2.3 Research directions

In many applications, such as civil infrastructure monitoring and emergency management, the amount of training data is limited and thus TL is essential to still obtain good models even with limited data. Pruning is then critical to reduce the size of the models obtained from transfer learning. However, combining these two techniques requires analyzing the optimal ordering of TL and pruning steps, and assessing the impact that different strategies would have on the performance of different CNNs. Equally important is to assess and optimize the computing resources required for inference at different edge devices. In what follows we discuss some relevant research directions.

2.3.1 Optimal ordering for the execution of pruning and TL steps

It is important to determine whether it is better to first execute TL and then pruning—the strategy adopted in our preliminary work—or vice-versa. Both these strategies could be beneficial. By applying TL first, one can make sure that models adapt well to the target dataset, and then pruning can remove redundant neurons or layers. In this approach, the probability of removing the right neurons or layers from the model is higher. However, if the size of the target training dataset is small, it is better to first reduce the size of the model by applying pruning. More neurons or layers in a model means more parameters, and thus the time for training and fine-tuning will increase as well as the inference times. In addition, training a large model with a small amount of data may cause model over-fitting. Consequently, if the target dataset is small, it is better to first remove redundant neurons or layers, and then train the network with the small dataset.
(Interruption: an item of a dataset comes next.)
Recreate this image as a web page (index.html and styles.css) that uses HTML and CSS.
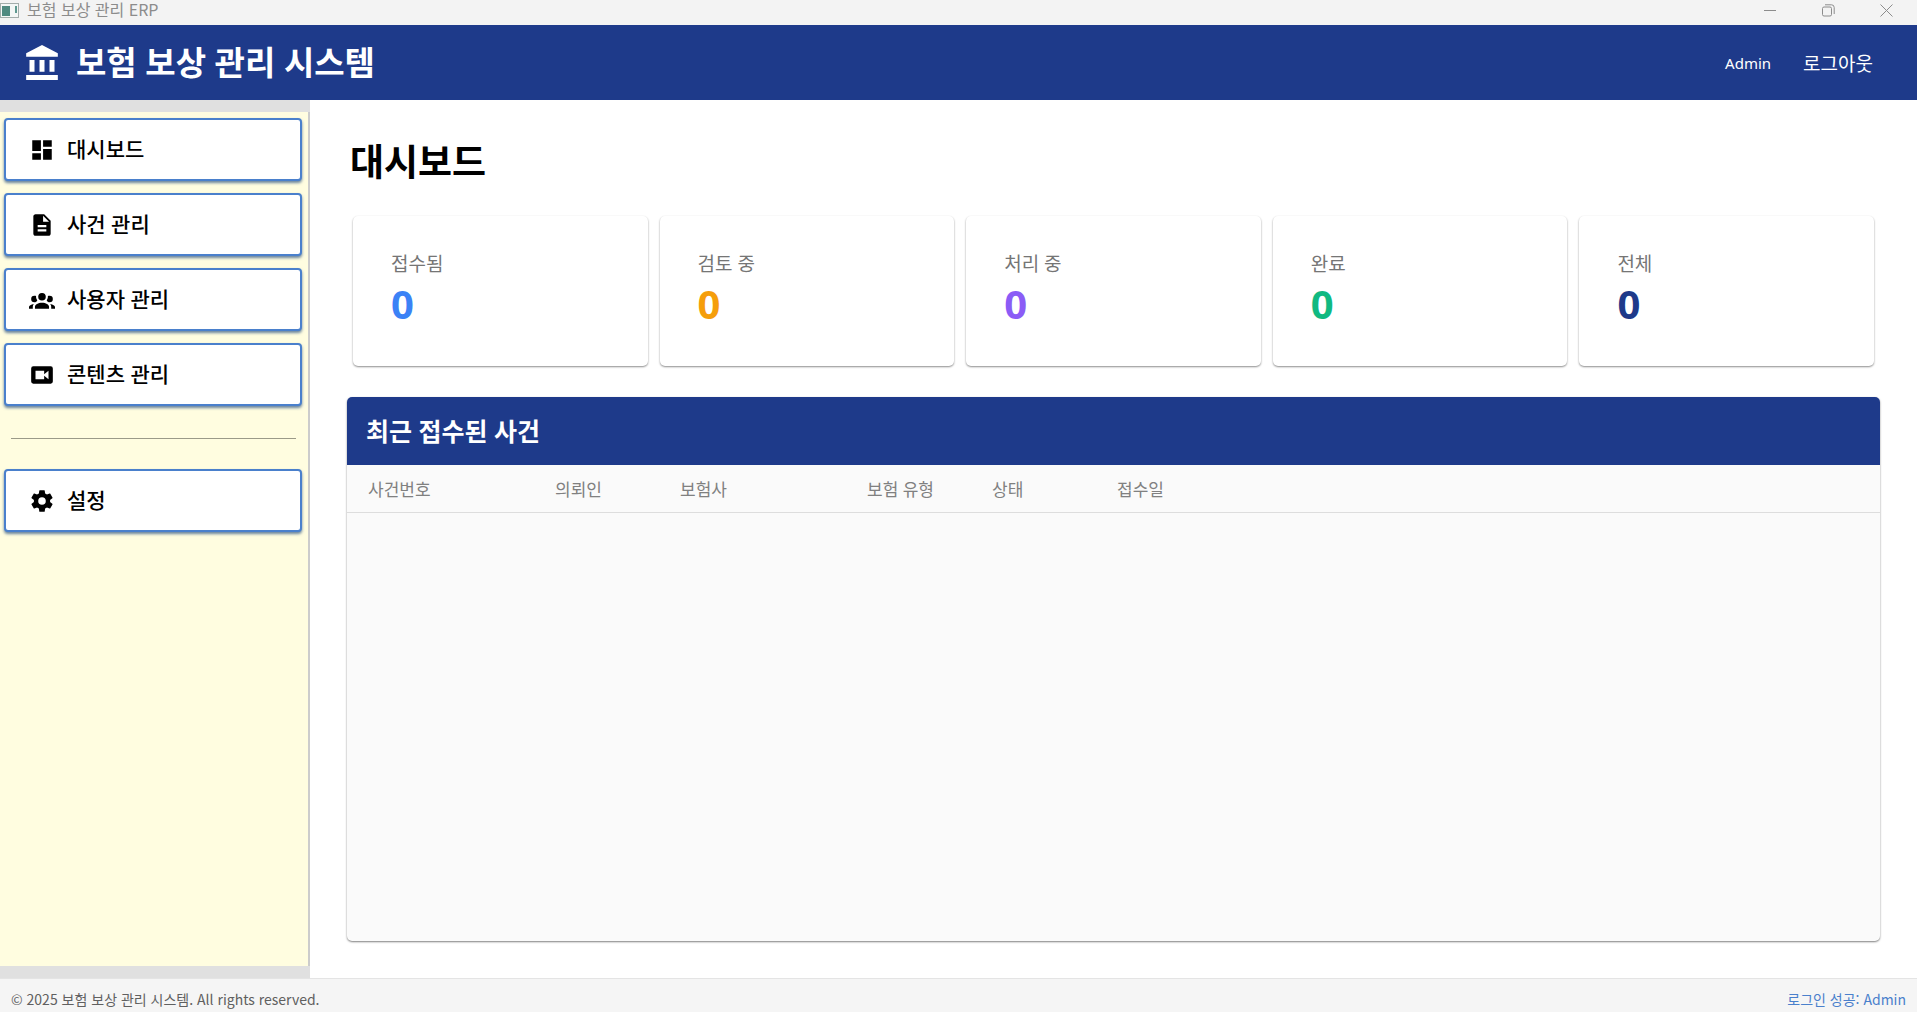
FILE: index.html
```html
<!DOCTYPE html>
<html lang="ko">
<head>
  <meta charset="UTF-8" />
  <meta name="viewport" content="width=device-width, initial-scale=1.0" />
  <title>보험 보상 관리 ERP</title>
  <link rel="stylesheet" href="styles.css">
</head>
<body>

<div class="titlebar">
  <svg class="app-icon" width="19" height="15" viewBox="0 0 19 15">
    <rect x="0.5" y="0.5" width="18" height="14" fill="#f4f7f6" stroke="#a3adab" />
    <rect x="2" y="3" width="8" height="10" fill="#4f8a80" />
    <rect x="15" y="3" width="2" height="7" fill="#5f9990" />
  </svg>
  <span class="titlebar-text">보험 보상 관리 ERP</span>
  <div class="window-buttons">
    <button aria-label="최소화">
      <svg width="13" height="13" viewBox="0 0 13 13"><path d="M0 6.5h12" /></svg>
    </button>
    <button aria-label="이전 크기로 복원">
      <svg width="13" height="13" viewBox="0 0 13 13"><rect x="0.5" y="3" width="9" height="9" rx="1.5" /><path d="M3 .8h6.5a2.7 2.7 0 0 1 2.7 2.7V10" /></svg>
    </button>
    <button aria-label="닫기">
      <svg width="13" height="13" viewBox="0 0 13 13"><path d="M.5.5l12 12M12.5.5l-12 12" /></svg>
    </button>
  </div>
</div>

<header class="header">
  <svg class="logo" viewBox="2 1 19 21" width="32" height="35">
    <path d="M4 10v7h3v-7H4zm6 0v7h3v-7h-3zM2 22h19v-3H2v3zm14-12v7h3v-7h-3zm-4.5-9L2 6v2h19V6l-9.500-5z" />
  </svg>
  <h1>보험 보상 관리 시스템</h1>
  <span class="user-name">Admin</span>
  <button class="logout-btn">로그아웃</button>
</header>

<div class="container">
  <nav class="sidebar">
    <button class="nav-btn">
      <svg viewBox="0 0 24 24"><path d="M3 13h8V3H3v10zm0 8h8v-6H3v6zm10 0h8V11h-8v10zm0-18v6h8V3h-8z" /></svg>
      <span>대시보드</span>
    </button>
    <button class="nav-btn">
      <svg viewBox="0 0 24 24"><path d="M14 2H6c-1.100 0-1.990.900-1.990 2L4 20c0 1.100.890 2 1.990 2H18c1.100 0 2-.900 2-2V8l-6-6zm2 16H8v-2h8v2zm0-4H8v-2h8v2zm-3-5V3.500L18.500 9H13z" /></svg>
      <span>사건 관리</span>
    </button>
    <button class="nav-btn">
      <svg viewBox="0 0 24 24"><path d="M12 5.500A3.500 3.500 0 0 1 15.500 9 3.500 3.500 0 0 1 12 12.500 3.500 3.500 0 0 1 8.500 9 3.500 3.500 0 0 1 12 5.500M5 8c.560 0 1.080.150 1.530.420-.150 1.430.270 2.850 1.130 3.960C7.160 13.340 6.160 14 5 14a3 3 0 0 1-3-3 3 3 0 0 1 3-3m14 0a3 3 0 0 1 3 3 3 3 0 0 1-3 3c-1.160 0-2.160-.660-2.660-1.620a5.540 5.540 0 0 0 1.130-3.960C17.920 8.150 18.440 8 19 8M5.500 18.250c0-2.070 2.910-3.750 6.500-3.750s6.500 1.680 6.500 3.750V20h-13v-1.750M0 20v-1.500c0-1.390 1.890-2.560 4.450-2.900-.590.680-.950 1.620-.950 2.650V20H0m24 0h-3.500v-1.750c0-1.030-.360-1.970-.950-2.650 2.560.340 4.450 1.510 4.450 2.900V20z" /></svg>
      <span>사용자 관리</span>
    </button>
    <button class="nav-btn">
      <svg viewBox="0 0 24 24"><path d="M18 16l-4-3.200V16H6V8h8v3.200L18 8m2-4H4a2 2 0 0 0-2 2v12a2 2 0 0 0 2 2h16a2 2 0 0 0 2-2V6a2 2 0 0 0-2-2z" /></svg>
      <span>콘텐츠 관리</span>
    </button>
    <hr>
    <button class="nav-btn">
      <svg viewBox="0 0 24 24"><path d="M12 15.500A3.500 3.500 0 0 1 8.500 12 3.500 3.500 0 0 1 12 8.500a3.500 3.500 0 0 1 3.500 3.500 3.500 3.500 0 0 1-3.500 3.500m7.430-2.530c.040-.320.070-.640.070-.970s-.030-.660-.070-1l2.110-1.630c.190-.150.240-.420.120-.640l-2-3.460c-.120-.220-.390-.310-.610-.220l-2.490 1c-.520-.390-1.060-.730-1.690-.980l-.370-2.650A.506.506 0 0 0 14 2h-4c-.250 0-.460.180-.500.420l-.370 2.650c-.630.250-1.170.590-1.690.980l-2.490-1c-.220-.090-.490 0-.610.220l-2 3.460c-.130.220-.070.490.120.640L4.570 11c-.040.340-.070.670-.070 1s.030.650.070.970l-2.110 1.660c-.190.150-.250.420-.120.640l2 3.460c.120.220.390.300.610.220l2.490-1.010c.520.400 1.060.740 1.690.990l.370 2.650c.040.240.250.420.500.420h4c.250 0 .460-.180.500-.420l.370-2.650c.630-.260 1.170-.590 1.690-.990l2.490 1.010c.220.080.490 0 .610-.220l2-3.460c.120-.220.070-.490-.120-.640l-2.110-1.660z" /></svg>
      <span>설정</span>
    </button>
  </nav>

  <main class="content">
    <h2>대시보드</h2>

    <div class="stats">
      <div class="card">
        <div class="card-label">접수됨</div>
        <div class="card-value received">0</div>
      </div>
      <div class="card">
        <div class="card-label">검토 중</div>
        <div class="card-value review">0</div>
      </div>
      <div class="card">
        <div class="card-label">처리 중</div>
        <div class="card-value processing">0</div>
      </div>
      <div class="card">
        <div class="card-label">완료</div>
        <div class="card-value done">0</div>
      </div>
      <div class="card">
        <div class="card-label">전체</div>
        <div class="card-value total">0</div>
      </div>
    </div>

    <section class="panel">
      <h3>최근 접수된 사건</h3>
      <table>
        <colgroup>
          <col class="col-wide">
          <col class="col-narrow">
          <col class="col-wide">
          <col class="col-narrow">
          <col class="col-narrow">
          <col>
        </colgroup>
        <thead>
          <tr>
            <th>사건번호</th>
            <th>의뢰인</th>
            <th>보험사</th>
            <th>보험 유형</th>
            <th>상태</th>
            <th>접수일</th>
          </tr>
        </thead>
        <tbody></tbody>
      </table>
    </section>
  </main>
</div>

<footer class="footer">
  <span>© 2025 보험 보상 관리 시스템. All rights reserved.</span>
  <span class="status">로그인 성공: Admin</span>
</footer>

</body>
</html>
```
FILE: styles.css
```css
* {
  box-sizing: border-box;
}

html, body {
  height: 100%;
  margin: 0;
  padding: 0;
}

body {
  display: flex;
  flex-direction: column;
  font-family: "Noto Sans", "Noto Sans CJK KR", sans-serif;
  background: #ffffff;
  color: #000000;
}

button {
  font-family: inherit;
  border: none;
  background: none;
  padding: 0;
  cursor: pointer;
}

h1, h2, h3 {
  margin: 0;
}

/* window title bar */
.titlebar {
  display: flex;
  align-items: center;
  height: 25px;
  padding-bottom: 5px;
  background: #f3f3f3;
  color: #8c8c8c;
  font-family: "Noto Sans CJK KR", sans-serif;
  font-size: 16px;
  line-height: 18px;
}

.titlebar-text {
  flex: 1;
  margin-left: 8px;
  padding-bottom: 2px;
}

.window-buttons {
  display: flex;
  margin-right: 2px;
}

.window-buttons button {
  display: flex;
  align-items: center;
  justify-content: center;
  width: 58px;
  height: 20px;
}

.window-buttons svg {
  fill: none;
  stroke: #8c8c8c;
}

/* app header */
.header {
  display: flex;
  align-items: center;
  height: 75px;
  padding: 0 44px 0 26px;
  background: #1e3a8a;
  color: #ffffff;
}

.logo {
  fill: #ffffff;
}

.header h1 {
  flex: 1;
  margin-left: 18px;
  font-size: 33px;
  line-height: 40px;
}

.user-name {
  font-size: 15px;
}

.logout-btn {
  margin-left: 32px;
  color: #ffffff;
  font-size: 19px;
}

.container {
  display: flex;
  flex: 1;
  min-height: 0;
}

/* sidebar */
.sidebar {
  display: flex;
  flex-direction: column;
  gap: 12px;
  width: 310px;
  padding: 6px 6px 6px 4px;
  background: #fffde0;
  border: solid #e0e0e0;
  border-width: 12px 0;
  box-shadow: inset -2px 0 #cccccc;
}

.nav-btn {
  display: flex;
  align-items: center;
  gap: 12px;
  width: 298px;
  height: 63px;
  padding-left: 23px;
  background: #ffffff;
  border: 2px solid #4a80cc;
  border-radius: 4px;
  box-shadow: 0 2px 3px rgba(40, 80, 130, 0.7);
  color: #000000;
  font-size: 21px;
  font-weight: 500;
}

.nav-btn svg {
  width: 26px;
  height: 26px;
}

.nav-btn span {
  padding-bottom: 3px;
}

.sidebar hr {
  width: 285px;
  height: 1px;
  margin: 20px 0 18px 7px;
  border: none;
  background: #9b9a88;
}

/* main area */
.content {
  display: flex;
  flex: 1;
  flex-direction: column;
  min-width: 0;
  padding: 37px;
}

.content h2 {
  margin-left: 3px;
  font-size: 37px;
  line-height: 50px;
}

.stats {
  display: grid;
  grid-template-columns: repeat(5, 1fr);
  gap: 12px;
  margin: 29px 6px 31px;
}

.card {
  height: 150px;
  padding: 34px 38px;
  border-radius: 5px;
  background: #ffffff;
  box-shadow: 0 1px 2px rgba(0, 0, 0, 0.45);
}

.card-label {
  color: #757575;
  font-size: 19px;
  line-height: 28px;
}

.card-value {
  font-size: 40px;
  font-weight: 700;
  line-height: 52px;
}

.received {
  color: #3b82f6;
}

.review {
  color: #f59e0b;
}

.processing {
  color: #8b5cf6;
}

.done {
  color: #10b981;
}

.total {
  color: #1e3a8a;
}

/* recent cases */
.panel {
  flex: 1;
  overflow: hidden;
  border-radius: 5px;
  background: #fafafa;
  box-shadow: 0 1px 2px rgba(0, 0, 0, 0.5);
}

.panel h3 {
  height: 68px;
  padding-left: 19px;
  background: #1e3a8a;
  color: #ffffff;
  font-size: 25px;
  line-height: 68px;
}

.panel table {
  width: 100%;
  table-layout: fixed;
  border-collapse: collapse;
}

.col-wide {
  width: 187px;
}

.col-narrow {
  width: 125px;
}

.panel th {
  height: 47px;
  padding: 4px 0 0 21px;
  border-bottom: 1px solid #dddddd;
  color: #808080;
  font-size: 17px;
  font-weight: 400;
  line-height: 24px;
  text-align: left;
  white-space: nowrap;
}

/* footer */
.footer {
  display: flex;
  align-items: center;
  justify-content: space-between;
  height: 34px;
  padding: 6px 11px 0;
  border-top: 1px solid #e4e4e4;
  background: #f5f5f5;
  color: #606060;
  font-family: "Noto Sans CJK KR", sans-serif;
  font-size: 14px;
  line-height: 24px;
}

.status {
  color: #4a80cc;
}
```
2.3.2 Optimal pruning strategy

There are three pruning strategies that can be adopted:

  • Neuron removal This is a common pruning strategy. There are various criteria for removing neurons:

    • Threshold-based pruning This strategy analyzes the weight of neurons and removes those having a weight less than a threshold. Results by Han et al. [28] show that this strategy reduces the number of neurons by a factor of 9\(\times\) without incurring accuracy loss.

    • Taylor-based pruning. This strategy, used in our preliminary work, uses Taylor expansion [9] to determine the importance of neurons and thus allows one to remove the least important ones.

  • Layer removal Previous results by He et al. [29] have shown that most of the neurons in the middle layers of ResNet50 have zero weight. Such neurons not only do not perform any feature extraction, they may also result in information loss. Thus, it is possible to skip those redundant layers by the introduction of shortcut connections [30] that skip one or more layers.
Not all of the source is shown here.